====== Stored rows ======
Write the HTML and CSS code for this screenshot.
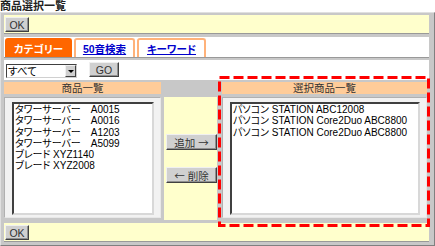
FILE: index.html
```html
<!DOCTYPE html>
<html lang="ja">
<head>
    <meta charset="UTF-8">
    <title>商品選択一覧</title>
    <link rel="stylesheet" href="styles.css">
</head>
<body>

    <h1 class="page-title">商品選択一覧</h1>

    <div class="frame">
        <div class="bar">
            <button class="btn btn-ok">OK</button>
        </div>

        <div class="tabs">
            <span class="tab tab-active">カテゴリー</span>
            <a class="tab tab-kana" href="#">50音検索</a>
            <a class="tab tab-word" href="#">キーワード</a>
        </div>

        <div class="filter">
            <div class="select">
                <span class="select-value">すべて</span>
                <span class="select-arrow"></span>
            </div>
            <button class="btn btn-go">GO</button>
        </div>

        <div class="panels">
            <div class="panel panel-left">
                <div class="panel-head">商品一覧</div>
                <div class="panel-body">
                    <div class="listbox">
                        <div class="item">タワーサーバー　A0015</div>
                        <div class="item">タワーサーバー　A0016</div>
                        <div class="item">タワーサーバー　A1203</div>
                        <div class="item">タワーサーバー　A5099</div>
                        <div class="item">ブレード XYZ1140</div>
                        <div class="item">ブレード XYZ2008</div>
                    </div>
                </div>
            </div>

            <div class="panel panel-mid">
                <div class="panel-head panel-head-blank"></div>
                <div class="mid-body">
                    <button class="btn btn-move">追加 <span class="arrow">→</span></button>
                    <button class="btn btn-move"><span class="arrow">←</span> 削除</button>
                </div>
            </div>

            <div class="panel panel-right">
                <div class="panel-head">選択商品一覧</div>
                <div class="panel-body">
                    <div class="listbox">
                        <div class="item">パソコン STATION ABC12008</div>
                        <div class="item">パソコン STATION Core2Duo ABC8800</div>
                        <div class="item">パソコン STATION Core2Duo ABC8800</div>
                    </div>
                </div>
            </div>
        </div>

        <div class="bar">
            <button class="btn btn-ok">OK</button>
        </div>
    </div>

    <!-- annotation over the selected list -->
    <svg class="highlight" width="212" height="151" viewBox="0 0 212 151">
        <rect x="1.5" y="1.5" width="209" height="148" fill="none" stroke="#ff0000" stroke-width="3" stroke-dasharray="10 4"/>
    </svg>

</body>
</html>
```

FILE: styles.css
```css
* {
    box-sizing: border-box;
}

body {
    margin: 0;
    font-family: "Liberation Sans", "Noto Sans CJK JP", sans-serif;
    font-size: 10.5px;
    font-feature-settings: "palt";
    color: #000;
    background-color: #fff;
}

.page-title {
    margin: 0;
    height: 12px;
    font-size: 11px;
    line-height: 12px;
    font-weight: bold;
    color: #222;
}

.frame {
    display: flex;
    flex-direction: column;
    background-color: #c8c8c8;
    border: 1px solid;
    border-color: #e0e0e0 #808080 #808080 #e0e0e0;
    padding: 2px 5px 3px 3px;
}

.bar {
    height: 19px;
    padding: 2px 0 0 1px;
    background-color: #ffffcc;
    border-bottom: 1px solid #999;
}

.bar:first-child {
    margin-bottom: 3px;
}

.btn {
    display: flex;
    align-items: center;
    justify-content: center;
    gap: 3px;
    padding: 0;
    font-family: inherit;
    font-size: 10.5px;
    color: #333;
    background-color: #d0d0d0;
    border: 1px solid;
    border-color: #f0f0f0 #404040 #404040 #f0f0f0;
    box-shadow: inset -1px -1px #909090;
}

.btn .arrow {
    font-family: "Noto Sans CJK JP", sans-serif;
}

.btn-ok {
    width: 24px;
    height: 15px;
}

.tabs {
    display: flex;
    gap: 2px;
    height: 21px;
    padding: 1px 0 0 1px;
    margin-bottom: 2px;
    background-color: #fff;
    border-bottom: 1px solid #999;
}

.tab {
    display: flex;
    align-items: center;
    justify-content: center;
    height: 19px;
    font-weight: bold;
    color: #0000cc;
    text-decoration: underline;
    border: 2px solid #ffb27a;
    border-bottom: none;
    border-radius: 3px 3px 0 0;
}

.tab-active {
    width: 67px;
    color: #fff;
    text-decoration: none;
    background-color: #ff6600;
    border-color: #ff6600;
}

.tab-kana {
    width: 61px;
}

.tab-word {
    width: 69px;
}

.filter {
    display: flex;
    align-items: flex-start;
    height: 20px;
    background-color: #fff;
}

.select {
    display: flex;
    width: 71px;
    height: 14px;
    margin: 4px 0 0 2px;
    background-color: #fff;
    border: 1px solid;
    border-color: #404040 #d0d0d0 #d0d0d0 #404040;
}

.select-value {
    flex: 1;
    padding-left: 1px;
    line-height: 12px;
}

.select-arrow {
    position: relative;
    width: 11px;
    background-color: #d0d0d0;
    border: 1px solid;
    border-color: #f0f0f0 #404040 #404040 #f0f0f0;
}

.select-arrow::after {
    content: "";
    position: absolute;
    left: 2px;
    top: 4px;
    border-left: 3px solid transparent;
    border-right: 3px solid transparent;
    border-top: 3px solid #000;
}

.btn-go {
    width: 30px;
    height: 15px;
    margin: 2px 0 0 12px;
}

.panels {
    display: flex;
    gap: 3px;
    height: 140px;
    padding: 2px 2px 2px 0;
    margin-bottom: 3px;
}

.panel {
    display: flex;
    flex-direction: column;
    gap: 3px;
}

.panel-left {
    width: 157px;
}

.panel-mid {
    width: 53px;
    margin-right: 2px;
    margin-bottom: -2px;
}

.panel-right {
    width: 205px;
}

.panel-head {
    height: 12px;
    line-height: 12px;
    text-align: center;
    color: #333;
    background-color: #ffcc99;
}

.panel-head-blank {
    background-color: transparent;
}

.panel-body {
    flex: 1;
    display: flex;
    padding: 4px 6px 2px 7px;
    background-color: #f2f2f2;
    border: 1px solid;
    border-color: #b0b0b0 #e8e8e8 #e8e8e8 #b0b0b0;
}

.listbox {
    flex: 1;
    padding: 0 1px;
    background-color: #fff;
    border: 2px solid;
    border-color: #404040 #d8d8d8 #d8d8d8 #404040;
}

.item {
    height: 11.3px;
    font-size: 10px;
    line-height: 11.3px;
    white-space: nowrap;
}

.mid-body {
    flex: 1;
    display: flex;
    flex-direction: column;
    align-items: flex-end;
    gap: 17px;
    padding-top: 37px;
    background-color: #ffffcc;
}

.btn-move {
    width: 51px;
    height: 16px;
}

.highlight {
    position: absolute;
    left: 218px;
    top: 76px;
}
```
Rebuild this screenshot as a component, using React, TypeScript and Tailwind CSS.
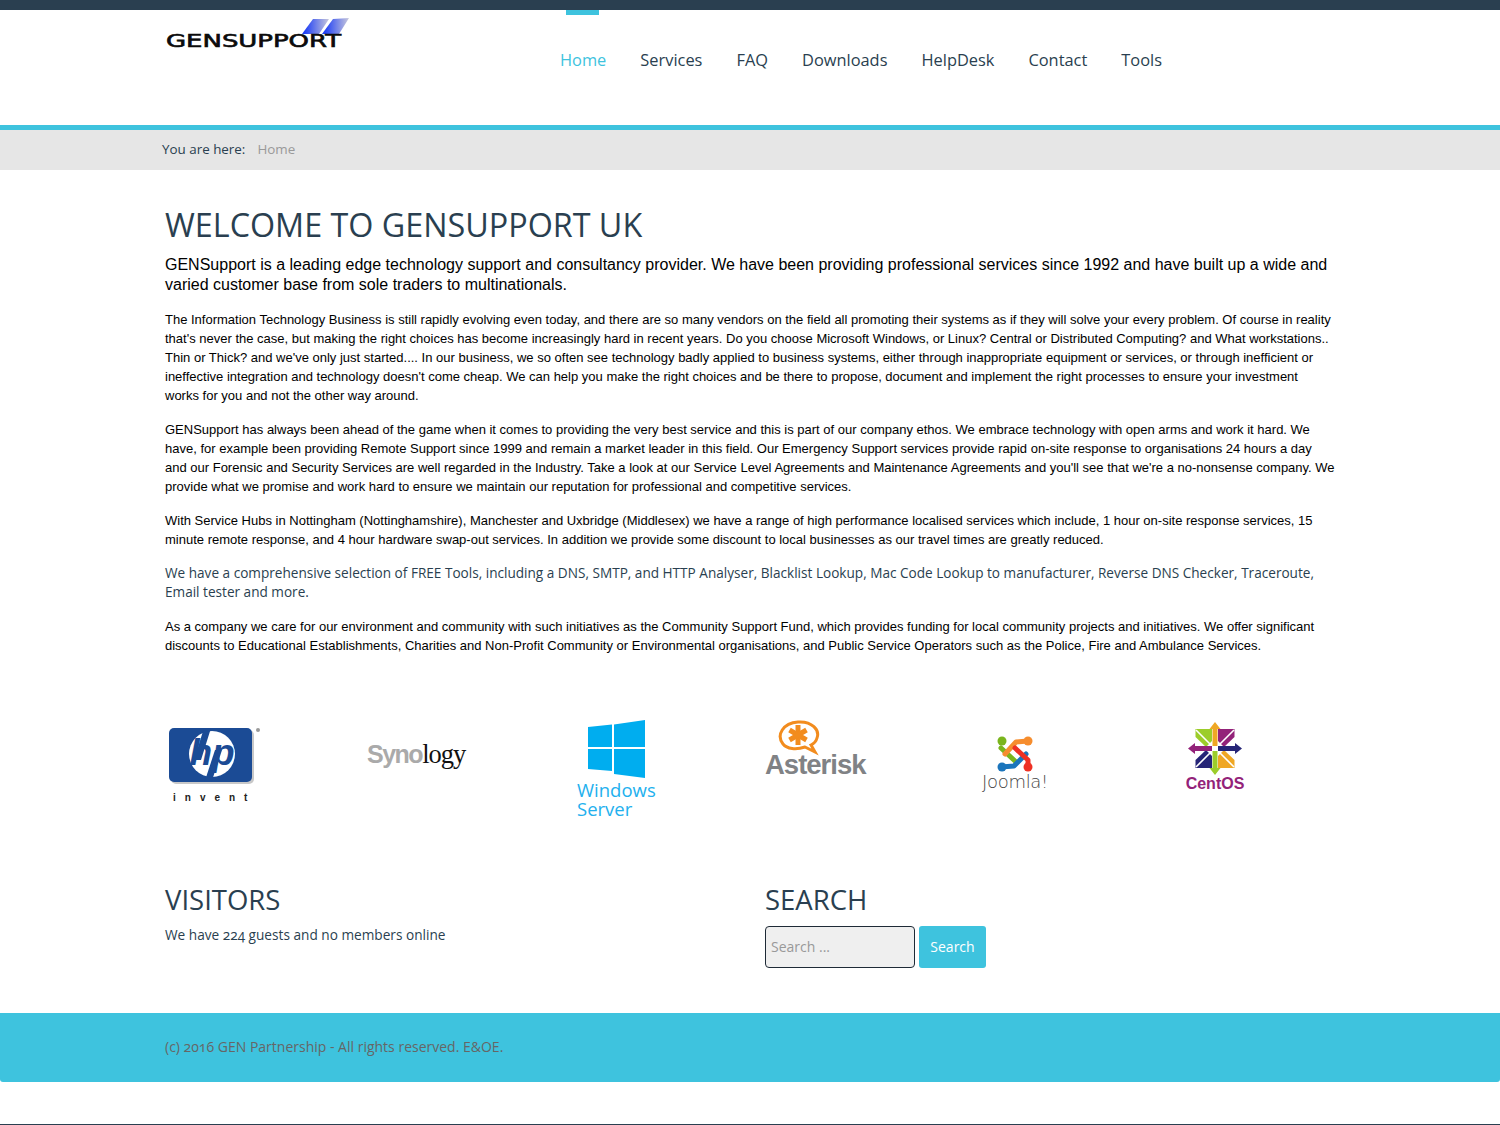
======
Copy each line of the listing that includes "this".

#### Answer to the task:
Write the HTML and CSS code for this screenshot.
Rebuild this screenshot as a component, using React, TypeScript and Tailwind CSS.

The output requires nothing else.